This finding is published simultaneously with my findings into 3 other deaths. In all deaths I have found that the cause of death is either acute ethanol toxicity (alcohol poisoning) or positional asphyxia (obstructed airways). In all four most unfortunate deaths the cause of death is due directly to the ingestion of a very large quantity of alcohol on a single occasion.

Alcohol is the most widely used recreational drug in Australia. Because it is so widely used and socially acceptable in our society, alcohol is often not considered to be a 'drug', nor is it considered to be particularly harmful.  In Australia alcohol is responsible for a considerable burden of death, disease and injury. In 2010 in Australia 5554 deaths were attributable to alcohol; an increase of 62% since the study was last undertaken a decade ago. [1]

At the higher concentrations involved in single heavy drinking episodes, there is loss of critical judgment, impaired coordination and balance, decrease in activity including sedation and sleep, nausea and vomiting, reduced responsiveness and decreased intellectual performance. Such impairment can lead to dangerous situations and risk taking behaviour.

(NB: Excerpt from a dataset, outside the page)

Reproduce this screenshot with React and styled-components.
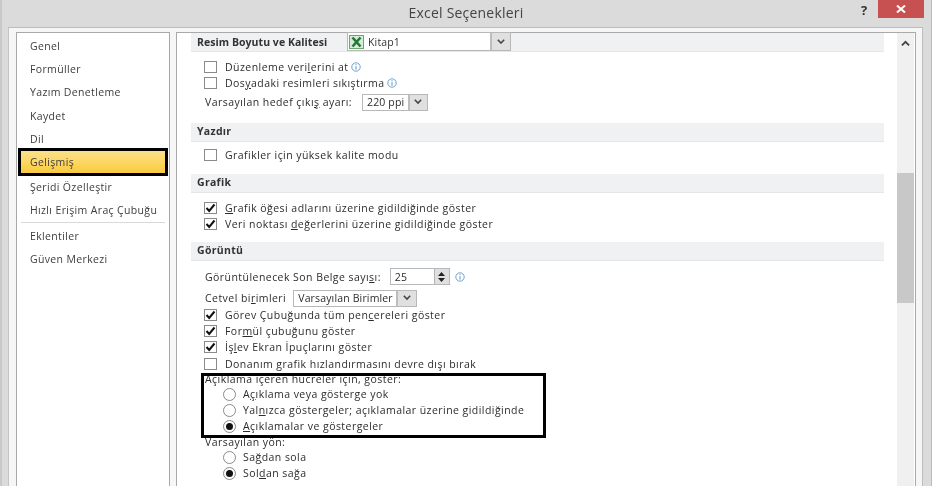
import styled, { createGlobalStyle } from "styled-components";

const Global = createGlobalStyle`
html, body { margin: 0; padding: 0; background: #dcdcdc; }
body { width: 932px; height: 486px; overflow: hidden; }
* { box-sizing: border-box; }
`;

const Win = styled.div`
width: 932px;
height: 486px;
background: #dbdbdb;
box-shadow: inset 2px 0 #c9c9c9, inset -1px 0 #bbb;
font-family: "Open Sans", "Liberation Sans", sans-serif;
font-size: 10.5px;
color: #2c2c2c;
display: flex;
flex-direction: column;
overflow: hidden;
filter: blur(0.45px);
`;

const TitleBar = styled.div`
height: 27px;
flex: none;
display: flex;
justify-content: center;
position: relative;
`;

const Title = styled.div`
font-size: 14px;
color: #444;
line-height: 26px;
letter-spacing: 0.2px;
`;

const Help = styled.div`
position: absolute;
left: 861px;
top: 1px;
font-size: 13px;
font-weight: 700;
color: #333;
`;

const Close = styled.div`
position: absolute;
left: 878px;
top: 0;
width: 46px;
height: 18px;
background: #c75050;
display: flex;
align-items: center;
justify-content: center;
`;

const Body = styled.div`
flex: 1;
min-height: 0;
margin: 0 9px 0 8px;
background: #f6f6f6;
border-top: 1px solid #bdbdbd;
border-left: 1px solid #c4c4c4;
border-right: 1px solid #bdbdbd;
padding: 4px 6px 0 7px;
display: flex;
gap: 6px;
`;

const Nav = styled.div`
width: 154px;
flex: none;
background: #fff;
border: 1px solid #a9a9a9;
border-bottom: 0;
padding: 1px 1px 0 1px;
display: flex;
flex-direction: column;
`;

const NavItem = styled.div`
height: ${p => (p.$active ? "28px" : "23.3px")};
margin: ${p => (p.$active ? "-2.5px 0 -0.5px 0" : "0")};
flex: none;
display: flex;
align-items: center;
padding-left: ${p => (p.$active ? "9px" : "12px")};
letter-spacing: 0.35px;
color: #3c3c3c;
${p => p.$active && `
  position: relative;
  border: 3px solid #000;
  background: linear-gradient(#fbe08d, #fdd65e 55%, #f8c93f);
`}
`;

const NavRule = styled.div`
height: 1px;
flex: none;
background: #d9d9d9;
margin: 0 3px 1px;
`;

const Main = styled.div`
flex: 1;
min-width: 0;
background: #fff;
border: 1px solid #a9a9a9;
border-bottom: 0;
display: flex;
`;

const Content = styled.div`
flex: 1;
min-width: 0;
padding: 0 13px 0 14px;
`;

const Header = styled.div`
height: 19px;
background: #eff1f2;
border-bottom: 1px solid #e4e6e7;
display: flex;
font-weight: 700;
align-items: center;
padding: 0 0 ${p => p.$drop || 2}px 6px;
letter-spacing: 0.3px;
color: #333;
`;

const HeaderLabel = styled.div`
width: 150px;
letter-spacing: 0.05px;
`;

const Section = styled.div`
padding: ${p => p.$pad};
`;

const Row = styled.div`
height: ${p => p.$h || 16}px;
margin-top: ${p => p.$mt || 0}px;
display: flex;
align-items: center;
padding: 0 0 1px ${p => p.$indent || 13}px;
letter-spacing: 0.45px;
white-space: nowrap;
u { text-underline-offset: 1px; text-decoration-thickness: 1px; }
`;

const Box = styled.span`
width: 13px;
height: 12px;
flex: none;
margin-right: 8px;
border: 1px solid #8a8a8a;
background: #fff;
display: flex;
align-items: center;
justify-content: center;
`;

const Radio = styled.span`
width: 13px;
height: 13px;
flex: none;
margin-right: 7px;
border: 1px solid #8a8a8a;
border-radius: 50%;
background: #fff;
display: flex;
align-items: center;
justify-content: center;
&::after {
  content: "";
  display: ${p => (p.$on ? "block" : "none")};
  width: 7px;
  height: 7px;
  border-radius: 50%;
  background: #111;
}
`;

const Field = styled.div`
display: flex;
height: ${p => p.$h || 17}px;
width: ${p => p.$w}px;
margin-left: ${p => p.$ml || 0}px;
border: 1px solid #b8b8b8;
background: #fff;
align-items: stretch;
flex: none;
font-weight: 400;
`;

const FieldText = styled.div`
flex: 1;
min-width: 0;
display: flex;
align-items: center;
gap: 4px;
padding-left: ${p => p.$pl || 4}px;
letter-spacing: 0.15px;
overflow: hidden;
`;

const DropBtn = styled.div`
width: ${p => p.$w || 19}px;
flex: none;
background: #e0e0e0;
border: 1px solid #bdbdbd;
border-width: 0 0 0 2px;
display: flex;
align-items: center;
justify-content: center;
`;

const Spin = styled.div`
width: 15px;
flex: none;
background: #e0e0e0;
border-left: 1px solid #b4b4b4;
display: flex;
flex-direction: column;
align-items: center;
justify-content: center;
gap: 2px;
`;

const Group = styled.div`
position: relative;
margin-top: -0.6px;
`;

const Frame = styled.div`
position: absolute;
left: 10px;
top: 1px;
width: 345px;
height: 65px;
border: 3px solid #000;
pointer-events: none;
`;

const Scrollbar = styled.div`
width: 17px;
flex: none;
margin-right: 1px;
background: #f0f0f0;
position: relative;
display: flex;
justify-content: center;
padding-top: 7px;
`;

const Thumb = styled.div`
position: absolute;
left: 0;
right: 0;
top: 140px;
height: 130px;
background: #c8c8c8;
`;

const Chevron = ({ size = 8, up }) => (
  <svg width={size} height={size * 0.7} viewBox="0 0 10 7">
    <path d={up ? "M1 6L5 2L9 6" : "M1 1L5 5L9 1"} fill="none" stroke="#444" strokeWidth="2" />
  </svg>
);

const Check = () => (
  <svg width="11" height="10" viewBox="0 0 11 10">
    <path d="M1.5 5L4.2 8L9.5 1.5" fill="none" stroke="#111" strokeWidth="2" />
  </svg>
);

const InfoMark = styled.svg`
margin-left: ${p => p.$ml || 2}px;
flex: none;
`;

const Info = ({ ml }) => (
  <InfoMark $ml={ml} width="10" height="10" viewBox="0 0 10 10">
    <circle cx="5" cy="5" r="4.2" fill="#fff" stroke="#6f9fd0" />
    <path d="M5 2.2V3.2M5 4.2V7.6" stroke="#5a8cc0" strokeWidth="1" />
  </InfoMark>
);

const ExcelIcon = () => (
  <svg width="15" height="14" viewBox="0 0 15 14">
    <rect x="0.5" y="0.5" width="14" height="13" fill="#d8ead8" stroke="#6ba66b" />
    <path d="M3.5 2.5L11.5 11.5M11.5 2.5L3.5 11.5" stroke="#1f7a33" strokeWidth="2.6" />
  </svg>
);

const Label = styled.span`
display: flex;
align-items: center;
white-space: pre;
`;

const CheckRow = ({ on, children, ...rest }) => (
  <Row {...rest}>
    <Box>{on && <Check />}</Box>
    <Label>{children}</Label>
  </Row>
);

const RadioRow = ({ on, children }) => (
  <Row $indent={32}>
    <Radio $on={on} />
    <Label>{children}</Label>
  </Row>
);

const navTop = ["Genel", "Formüller", "Yazım Denetleme", "Kaydet", "Dil"];
const navMid = ["Şeridi Özelleştir", "Hızlı Erişim Araç Çubuğu"];
const navEnd = ["Eklentiler", "Güven Merkezi"];

export default function App() {
  return (
    <Win>
      <Global />
      <TitleBar>
        <Title>Excel Seçenekleri</Title>
        <Help>?</Help>
        <Close>
          <svg width="10" height="8" viewBox="0 0 10 8">
            <path d="M1 0.5L9 7.5M9 0.5L1 7.5" stroke="#fff" strokeWidth="2" />
          </svg>
        </Close>
      </TitleBar>
      <Body>
        <Nav>
          {navTop.map(n => <NavItem key={n}>{n}</NavItem>)}
          <NavItem $active>Gelişmiş</NavItem>
          {navMid.map(n => <NavItem key={n}>{n}</NavItem>)}
          <NavRule />
          {navEnd.map(n => <NavItem key={n}>{n}</NavItem>)}
        </Nav>
        <Main>
          <Content>
            <Header $drop={1}>
              <HeaderLabel>Resim Boyutu ve Kalitesi</HeaderLabel>
              <Field $w={164} $h={19}>
                <FieldText $pl={1}><ExcelIcon /> Kitap1</FieldText>
                <DropBtn $w={20}><Chevron /></DropBtn>
              </Field>
            </Header>
            <Section $pad="7px 0 12px">
              <CheckRow>Düzenleme veri<u>l</u>erini at<Info /></CheckRow>
              <CheckRow>Dos<u>y</u>adaki resimleri sıkıştırma<Info /></CheckRow>
              <Row $h={17} $mt={3} $indent={14}>
                <span>Varsayılan hedef çıkı<u>ş</u> ayarı:</span>
                <Field $w={66} $ml={10}>
                  <FieldText>220 ppi</FieldText>
                  <DropBtn $w={19}><Chevron /></DropBtn>
                </Field>
              </Row>
            </Section>
            <Header>Yazdır</Header>
            <Section $pad="5px 0 11px">
              <CheckRow>Grafikler için yüksek kalite modu</CheckRow>
            </Section>
            <Header>Grafik</Header>
            <Section $pad="7px 0 10px">
              <CheckRow on><span><u>G</u>rafik öğesi adlarını üzerine gidildiğinde göster</span></CheckRow>
              <CheckRow on><span>Veri noktası <u>d</u>eğerlerini üzerine gidildiğinde göster</span></CheckRow>
            </Section>
            <Header>Görüntü</Header>
            <Section $pad="8px 0 0">
              <Row $indent={14}>
                <span>Görüntülenecek Son Belge sayı<u>s</u>ı:</span>
                <Field $w={60} $ml={9}>
                  <FieldText>25</FieldText>
                  <Spin>
                    <svg width="7" height="4" viewBox="0 0 7 4"><path d="M3.5 0L7 4H0Z" fill="#222" /></svg>
                    <svg width="7" height="4" viewBox="0 0 7 4"><path d="M3.5 4L7 0H0Z" fill="#222" /></svg>
                  </Spin>
                </Field>
                <Info ml={5} />
              </Row>
              <Row $h={17} $mt={5} $indent={14}>
                <span>Cetvel bi<u>r</u>imleri</span>
                <Field $w={124} $ml={7}>
                  <FieldText>Varsayılan Birimler</FieldText>
                  <DropBtn $w={20}><Chevron /></DropBtn>
                </Field>
              </Row>
              <CheckRow on $h={16.4}><span>Görev Çubuğunda tüm pen<u>c</u>ereleri göster</span></CheckRow>
              <CheckRow on $h={16.4}><span>For<u>m</u>ül çubuğunu göster</span></CheckRow>
              <CheckRow on $h={16.4}><span>İş<u>l</u>ev Ekran İpuçlarını göster</span></CheckRow>
              <CheckRow $h={16.4}>Donanım grafik hızlandırmasını devre dışı bırak</CheckRow>
              <Group>
                <Row $indent={14} $h={15}>Açıklama içeren hücreler için, göster:</Row>
                <RadioRow><span>A<u>ç</u>ıklama veya gösterge yok</span></RadioRow>
                <RadioRow><span>Yal<u>n</u>ızca göstergeler; açıklamalar üzerine gidildiğinde</span></RadioRow>
                <RadioRow on><span><u>A</u>çıklamalar ve göstergeler</span></RadioRow>
                <Frame />
              </Group>
              <Row $indent={14} $h={15}>Varsayılan yön:</Row>
              <RadioRow><span>Sa<u>ğ</u>dan sola</span></RadioRow>
              <RadioRow on><span>Sol<u>d</u>an sağa</span></RadioRow>
            </Section>
          </Content>
          <Scrollbar>
            <Chevron up size={9} />
            <Thumb />
          </Scrollbar>
        </Main>
      </Body>
    </Win>
  );
}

In the long term the harmful effects can include physical and psychological dependence upon alcohol, organ damage and emotional problems such as depression.

Very high concentrations, such as those detected in each of the four deceased the subject of these findings, are potentially fatal. Death results from a combination of respiratory, cerebral and cardiac depression. Death can also occur in those with concentrations lower than that of these four deceased, where there is underlying cardiorespiratory disease, and those who have aspirated vomitus, or have obstructed airways due to sleep or unconsciousness.

To avoid the harmful effects of heavy drinking episodes the National Health and Medical Research Council (NHMRC) recommends adherence to its alcohol guidelines in order to control intake of alcohol. Unfortunately, research has indicated that only 12% of the population are aware of the NHMRC guideline advisories on what constitutes 'low risk' drinking[2]. There have also been no major Commonwealth government initiatives to raise awareness within the Australian community of these guidelines since their publication in 2009, with a view to reducing unsafe drinking and related harm.

These guidelines are available to view on the website www.nhmrc.gov.au. In general the safe drinking guidelines for the general population are, in summary, as follows:

 

(a)  For healthy men and women, drinking no more than two standard drinks on any day reduces the lifetime risk of harm from alcohol-related disease or injury.

(b)  For healthy men and women, drinking no more than four standard drinks on a single occasion reduces the risk of alcohol-related injury arising from that occasion.

I recognise of course that in the case of the four deaths the subject of these findings there are complex reasons why each deceased consumed alcohol to excess; and that the solution to controlling such levels of consumption is very difficult.

The premature death of each of the four deceased is a loss to their family and the community, and a sad reminder of the dangers of excessive alcohol consumption.

I recommend that relevant State and Federal agencies develop and implement a strategy to significantly increase the awareness in the community of the  NMHRC guidelines for low risk drinking, when people choose to drink.

I recommend that relevant State and Federal agencies consider the development of a comprehensive strategy to reduce unsafe alcohol consumption and its related harm, based on evidence.

In concluding I convey my sincere condolences to the family of Mr Illingworth.